By Jeff Yang, CNN
Recently, an organization called Students for Fair Admissions, Inc. filed a lawsuit against Harvard University, alleging that its admissions practices violate Title VI of the Civil Rights Act for “intentionally discriminating against applicants on the basis of race” — specifically, against Asian Americans. (A second, similar lawsuit was filed against the University of North Carolina — Chapel Hill.)
Graduating Harvard University Law School students. (Photo by Robert Spencer/Getty Images)

The lawsuit alleges that Harvard has, through the use of “holistic” consideration of applicants, “systematically” excluded qualified Asian Americans in favor of less qualified black and Latino applicants in an attempt to illegally achieve “racial balancing.”
Here’s the thing. This lawsuit — and the organization that filed it — is not the affirmative action crusade it may seem, and I will get to that in a minute.
As an Asian American graduate of Harvard, I read this news with dismay, both because I share a lot in common with the plaintiff at the core of the suit — let’s call her Jane Dou — and because my personal experience has been so fundamentally different.
You see, both she and I are second-generation Asian Americans, the children of immigrants who saw preparing us for higher education as their fundamental responsibility.
It’s a common running joke among second-generation Asian Americans that our parents start us on college prep before we begin potty training. The joke didn’t seem so funny to me when I was a kid, however. I remember earning minutes of TV by defining vocabulary words correctly — while I was still in 4th grade. I remember being rewarded for finishing homework early by getting extra “Mommy Homework,” which always involved problem sets and practice exams from a dog-eared stack of Princeton Review test prep tomes.
I didn’t remember being dressed in a crimson-colored onesie while still an infant, but my mother showed me the one she’d bought for me, proudly pulling it from storage on the day I headed out to college.

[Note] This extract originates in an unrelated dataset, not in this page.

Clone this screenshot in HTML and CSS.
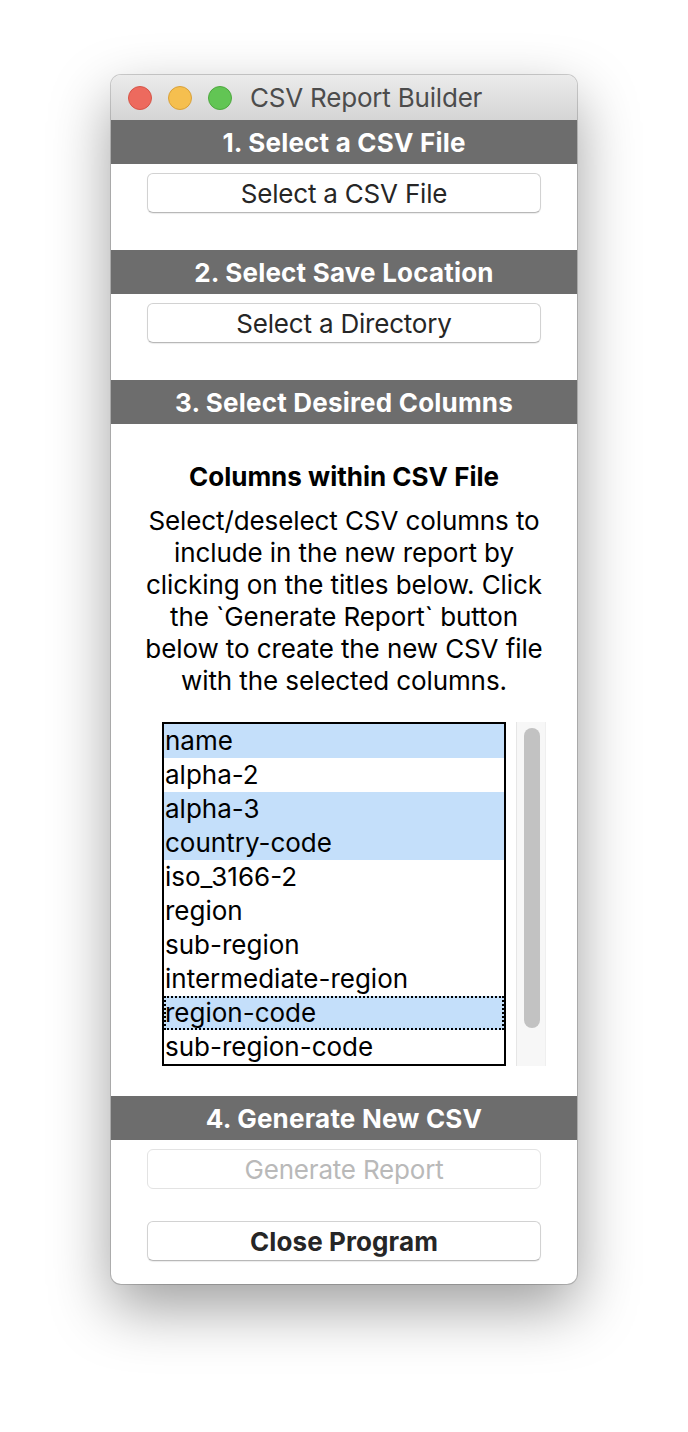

That’s because to my parents, it wasn’t enough for me to just go to college. There was only one school they saw as a fitting goal, and it was the reason they came to America, my mother said, hoping that one day they would have kids who would grow up to attend it. That was Harvard University, the only school whose brand name shone brightly enough to reach across the waters to Taiwan. Other schools might offer a more dynamic curriculum, better access to senior faculty, a greater amount of financial aid. None of that mattered. To them, it was Hafu Daxue or bust.
As it turns out, I did get into Harvard. And two years later, so did my sister. And her part-time undergraduate job at the Harvard admissions office ended up leading us to a few awkward revelations.
You see, in the course of her job, she was able to gain access to college admissions files, and couldn’t resist pulling her own to see what it said. The file told her bluntly that she had been a “marginal” admit based on her application, but that she was ultimately accepted because she had a brother who was already a student in good standing — that is to say, me.
Incensed, she then pulled my file to see whether I had gotten in on my own merits. And what she shared with me was the discovery that I essentially would have been denied admission, based on scores and grades that were somewhat lower than hers, and an all-too-typical extracurricular career (piano, math team, blah blah blah).